▶ [GIVEN MATERIAL]:
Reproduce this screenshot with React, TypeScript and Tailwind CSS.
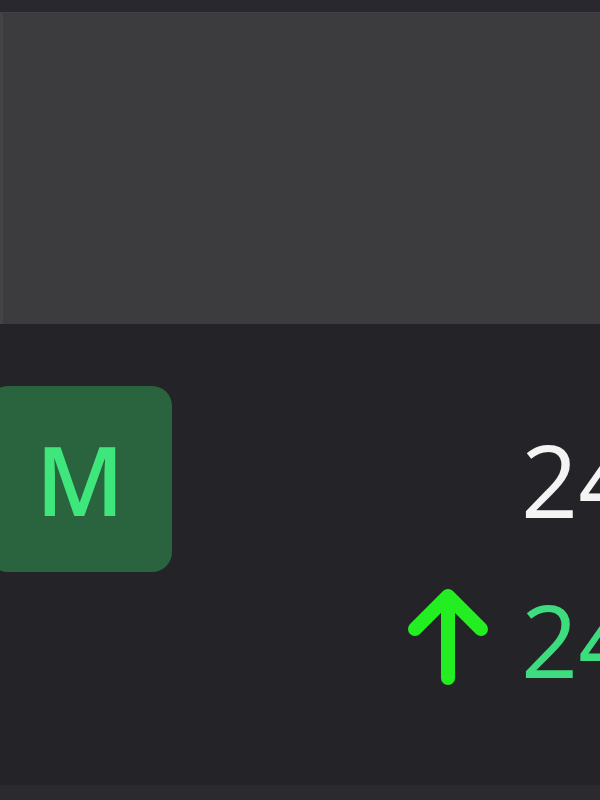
const font = { fontFamily: '"Open Sans", "Noto Sans", sans-serif' };

function ArrowUp() {
  return (
    <svg width="96" height="108" viewBox="0 0 96 108" fill="none" className="shrink-0">
      <path
        d="M48 14V95M15 46L48 13L81 46"
        stroke="#22ee22"
        strokeWidth="14"
        strokeLinecap="round"
        strokeLinejoin="round"
      />
    </svg>
  );
}

export default function App() {
  return (
    <div className="w-[600px] h-[800px] overflow-hidden bg-[#242428] flex flex-col" style={font}>
      <div className="h-[12px] bg-[#28282e]" />
      <div className="h-[312px] bg-[#3c3c3f] border-l-[3px] border-[#444448] border-t border-t-[#424246]" />

      <div className="flex-1 flex items-start pt-[62px]">
        <div className="ml-[-12px] w-[184px] h-[186px] shrink-0 rounded-[20px] bg-[#29643e] flex items-center justify-center">
          <span className="text-[96px] leading-none font-semibold text-[#3fe67c]">M</span>
        </div>

        <div className="ml-[228px] flex flex-col pt-[43px]">
          <div className="pl-[121px] text-[100px] leading-none text-[#f4f4f4] whitespace-nowrap">24</div>
          <div className="flex items-start gap-[25px] mt-[54px]">
            <ArrowUp />
            <span className="mt-[6px] text-[100px] leading-none text-[#3ddc7e] whitespace-nowrap">24</span>
          </div>
        </div>
      </div>

      <div className="h-[15px] bg-[#2a2a2f]" />
    </div>
  );
}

▶ [SHORT TASK]:
Only the lines from the start of the material through the line containing "bg-[#3c3c3f] border-l-[3px] border-[#444448]" should be transcribed. Pictures stay out.

▶ [EXERCISE SOLUTION]:
Reproduce this screenshot with React, TypeScript and Tailwind CSS.
const font = { fontFamily: '"Open Sans", "Noto Sans", sans-serif' };

function ArrowUp() {
  return (
    <svg width="96" height="108" viewBox="0 0 96 108" fill="none" className="shrink-0">
      <path
        d="M48 14V95M15 46L48 13L81 46"
        stroke="#22ee22"
        strokeWidth="14"
        strokeLinecap="round"
        strokeLinejoin="round"
      />
    </svg>
  );
}

export default function App() {
  return (
    <div className="w-[600px] h-[800px] overflow-hidden bg-[#242428] flex flex-col" style={font}>
      <div className="h-[12px] bg-[#28282e]" />
      <div className="h-[312px] bg-[#3c3c3f] border-l-[3px] border-[#444448] border-t border-t-[#424246]" />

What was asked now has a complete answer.